- Born: 1970 (age 55–56) Dublin, Ireland
- Education: BA (Ord) Law. BA (Hons) International Relations. Dip Journalism. Dip EU Law.
- Occupation: Journalist
- Employer: RTÉ
- Children: 2

= Ray Kennedy (journalist) =

Irish news journalist (born 1970)

Ray Kennedy is an Irish news presenter and award winning journalist working for RTÉ, Ireland's national television and radio station, where he has presented the Nine O'Clock News since September 2023, having previously presented the weekend editions of the Six One News and One O'Clock News.

He is former Ireland Correspondent for Sky News in Dublin and was also one of the Sky News Ireland's two anchors. for its weeknightly programmes.

==Career==
Before joining Sky News, Kennedy worked as a reporter and news anchor for Irish channels RTÉ and TV3. His career began in 1989, working as a reporter with the Irish Independent and Irish Press newspaper groups before radio and television presenting.

He has held the posts of Political Correspondent with Independent Network News (INN).
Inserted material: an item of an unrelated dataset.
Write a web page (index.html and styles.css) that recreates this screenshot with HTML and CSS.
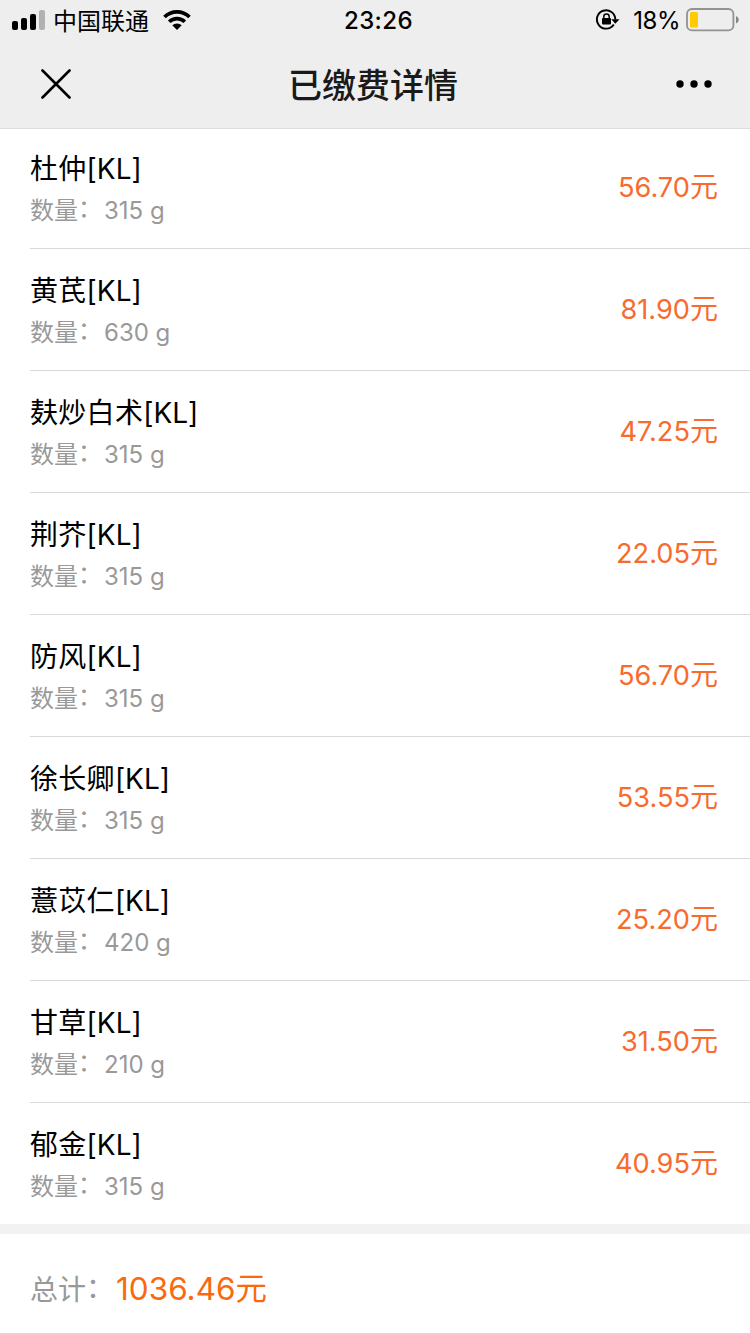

Weekend Anchor TV3, and Ireland Correspondent Sky News International.

In 2016, he won the Justice Media Award television journalist category for the coverage of the Gorse Hill repossession case. In 2017, he was shortlisted for the Amnesty International Media Awards for reporting on poverty in Brazil ahead of the Rio Olympics. In 2006, he was nominated one of Ireland's favourite news presenters at the TV Now Awards.

==Work==
Overseas assignments have included the funeral of Princess Diana in 1997 and the war and refugee crisis in Kosovo 1999. He covered the 2004/05 Asian tsunami for Sky News live from Thailand, and was also dispatched to Rome by Sky for the death of Pope John Paul II and election of Pope Benedict XVI. In 2004, Ray Kennedy covered the US presidential election live from Washington, D.C.

He has spent time working from Sky News centre in London. He also broadcast from the Fox News studios in Washington DC with Brit Hume and John Gibson.

Ray Kennedy reporting from Rome for Sky News during election of new Pope, 2005

He provided three hours of live coverage on Sky News for the 1916 Easter Rising - 90th anniversary military parade in Dublin. He broadcast live commentary on Sky News international for the state funeral of former Taoiseach Charles Haughey.

He left Sky News in 2008 returning to RTÉ News.

On 19 September 2022, Kennedy was the presenter of RTÉ's coverage of the funeral of Queen Elizabeth II from London, along with Kate Egan.

In September 2023, he became the anchor of the Nine O'Clock News, sharing presenting duties with Sharon Ní Bheoláin.